What makes this pattern interesting is that it doesn't have to be perfect. The shoulders don't need to match exactly, and the neckline can slope up, down, or stay flat. That's why a lot of traders miss it - they're looking for textbook perfection when real markets are messier than that.
The pattern usually develops after a solid uptrend. You get the left shoulder, then a pullback creating the first trough, then the price pushes higher to form the head, pulls back again for the second trough, and finally creates the right shoulder. When price breaks below that neckline with real volume behind it, that's when the reversal actually confirms.
Here's what I've learned about trading the head and shoulders pattern effectively: First, make sure there's actually a strong uptrend before it forms. If it's just forming in sideways price action, it's probably not going to play out as a reversal. Second, don't jump in early. Wait for the actual breakdown below the neckline on solid volume - that's your signal. Weak breakdowns are usually fake, and you'll get stopped out.

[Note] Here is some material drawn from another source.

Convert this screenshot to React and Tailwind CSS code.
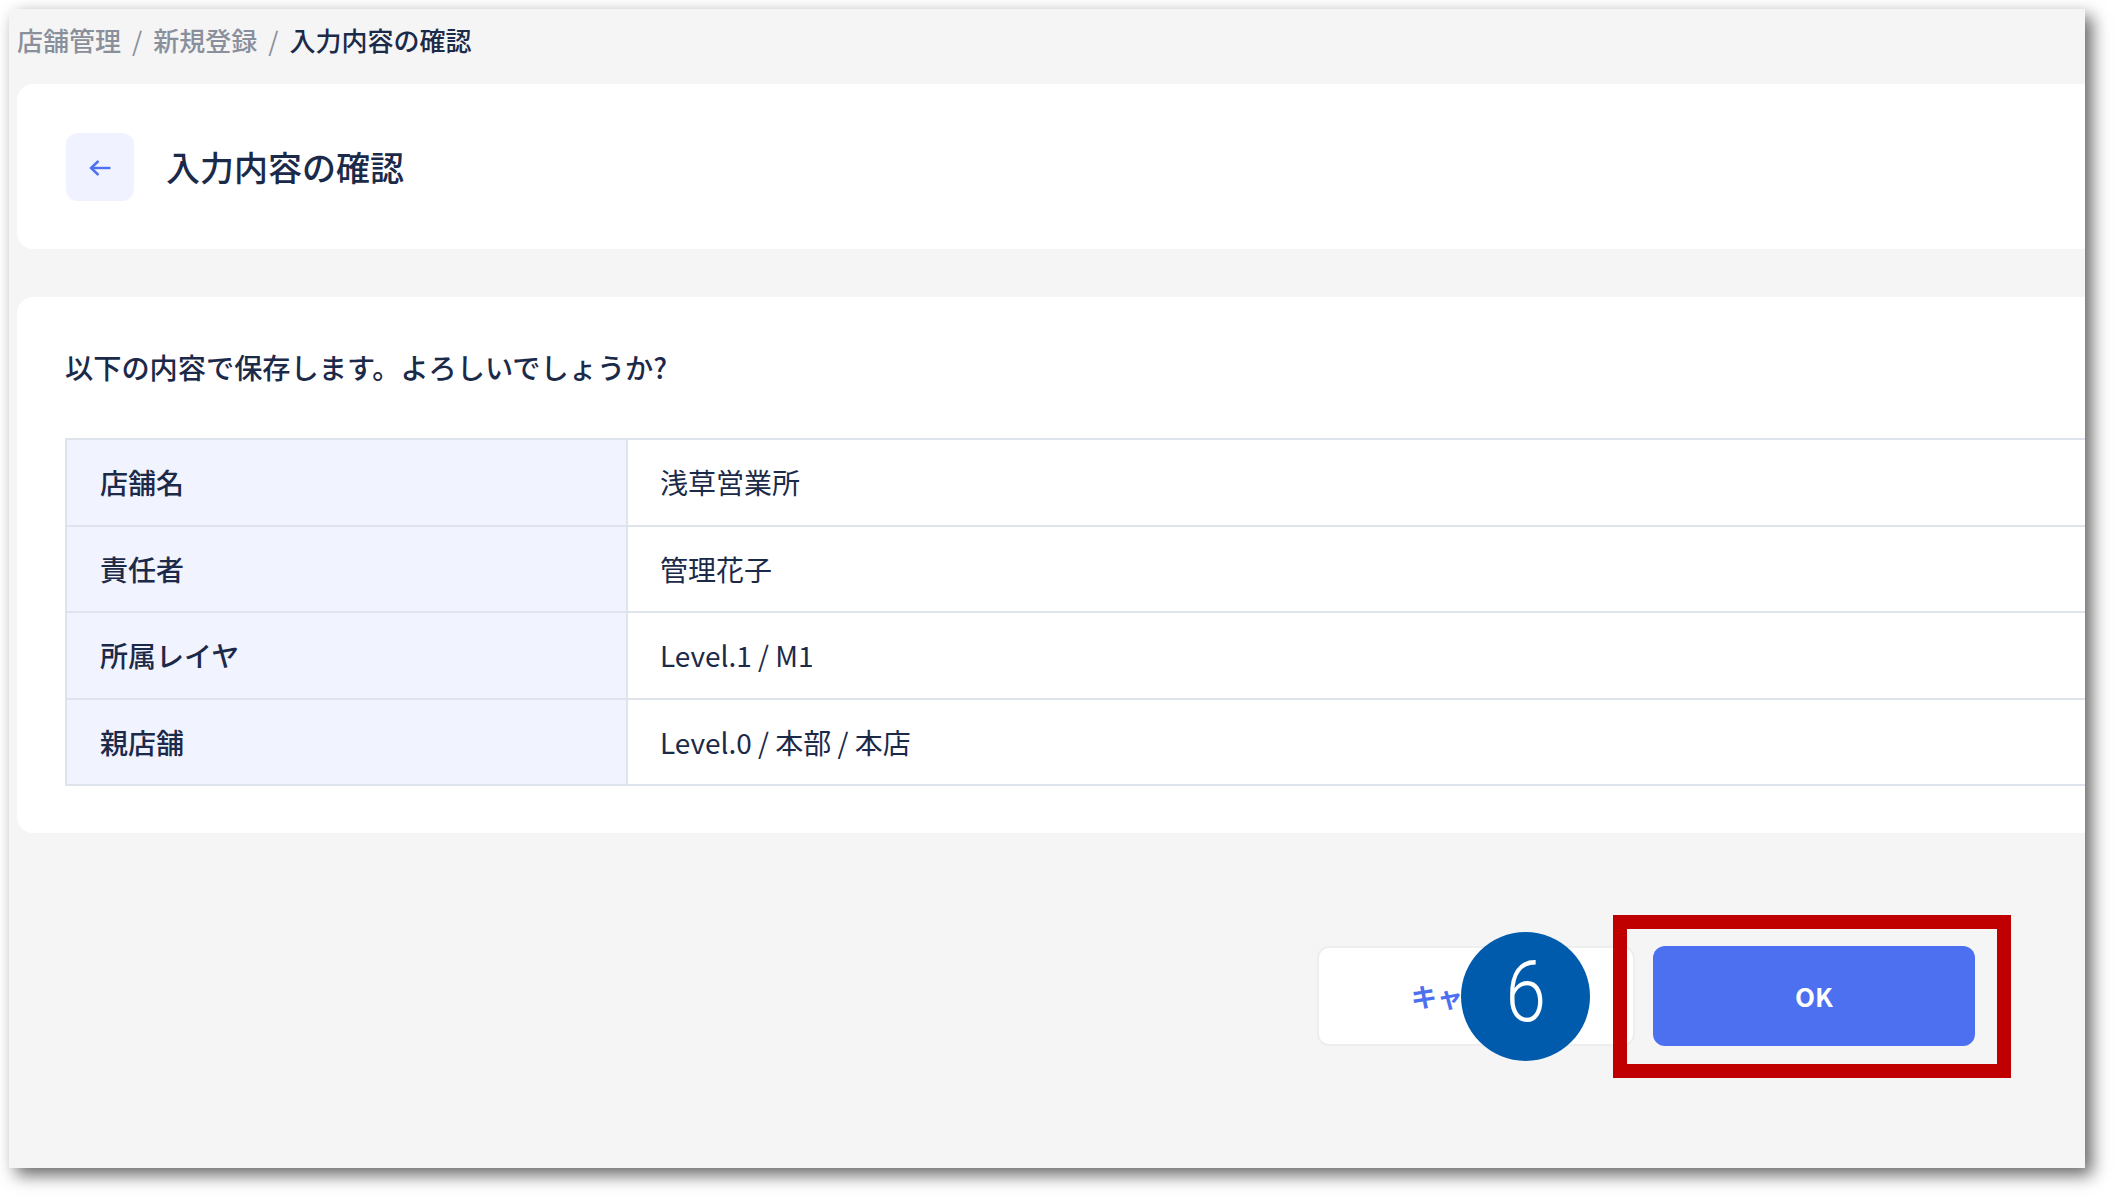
import React from 'react';

const rows = [
  { label: '店舗名', value: '浅草営業所' },
  { label: '責任者', value: '管理花子' },
  { label: '所属レイヤ', value: 'Level.1 / M1' },
  { label: '親店舗', value: 'Level.0 / 本部 / 本店' },
];

const App = () => {
  return (
    <div className="w-[2114px] h-[1197px] bg-white pt-[9px] pl-[9px] font-['Noto_Sans_CJK_JP','Noto_Sans',sans-serif] text-[#1c2a4a]">
      <div className="relative w-[2076px] h-[1159px] bg-[#f5f5f5] overflow-hidden pl-2 shadow-[7px_7px_16px_rgba(0,0,0,0.6)]">
        {/* Breadcrumb */}
        <div className="flex items-center h-[75px] pb-[15px] text-[26px] font-medium text-[#8a8f9c] gap-[11px]">
          <span>店舗管理</span>
          <span className="font-normal">/</span>
          <span>新規登録</span>
          <span className="font-normal">/</span>
          <span className="text-[#1c2a4a]">入力内容の確認</span>
        </div>

        {/* Page title */}
        <div className="flex items-center gap-[33px] h-[165px] w-[2100px] bg-white rounded-l-2xl pl-[49px]">
          <button className="flex items-center justify-center w-[68px] h-[68px] rounded-xl bg-[#f0f3ff]">
            <svg width="22" height="16" viewBox="0 0 22 16" fill="none" stroke="#4d70f0" strokeWidth="2.4" className="mt-[2px]">
              <path d="M21.5 8H2" />
              <path d="M9.5 1L2 8l7.5 7" />
            </svg>
          </button>
          <h1 className="text-[34px] font-medium -ml-px">入力内容の確認</h1>
        </div>

        {/* Confirmation */}
        <div className="mt-12 w-[2100px] h-[536px] bg-white rounded-l-2xl pl-[48px] pt-[49px]">
          <p className="text-[28.2px] leading-[42px] font-medium">以下の内容で保存します。よろしいでしょうか?</p>
          <table className="mt-[50px] w-full border-collapse text-[28px]">
            <tbody>
              {rows.map((row) => (
                <tr key={row.label} className="h-[86.5px]">
                  <th className="w-[561px] pl-[33px] text-left font-medium bg-[#f1f3fe] border-2 border-[#dfe3ec]">{row.label}</th>
                  <td className="pl-8 font-normal border-2 border-[#dfe3ec]">{row.value}</td>
                </tr>
              ))}
            </tbody>
          </table>
        </div>

        {/* Actions */}
        <div className="mt-[113px] flex justify-end gap-[18px] pr-[110px]">
          <button className="w-[318px] h-[100px] pb-[2px] -ml-[2px] rounded-xl bg-white border-2 border-[#eeeeee] text-[26px] font-bold text-[#4d70f0]">キャンセル</button>
          <button className="w-[322px] h-[100px] pb-[2px] rounded-xl bg-[#4d70f0] text-[26px] font-bold text-white">OK</button>
        </div>

        {/* Annotations */}
        <div className="absolute left-[1452px] top-[923px] w-[129px] h-[129px] pb-[9px] rounded-full bg-[#005bac] flex items-center justify-center text-white font-['Roboto',sans-serif] font-light leading-none">
          <span className="text-[86px] scale-x-[0.85]">6</span>
        </div>
        <div className="absolute left-[1604px] top-[906px] w-[398px] h-[163px] border-[14px] border-[#c00000]" />
      </div>
    </div>
  );
};

export default App;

When you do enter a short position, measure the distance from the head's peak down to the neckline. That same distance is roughly your profit target below the breakdown point. And always - and I mean always - put your stop loss just above the neckline. Markets retest support and resistance all the time, so give yourself a little room without risking too much.
The head and shoulders pattern works because it represents real market psychology. The buyers are getting exhausted after the uptrend, the sellers are stepping in, and when price finally breaks support, it tends to move decisively. That's why understanding this pattern can genuinely improve your trading odds. Just remember that discipline and patience matter more than being right every single time.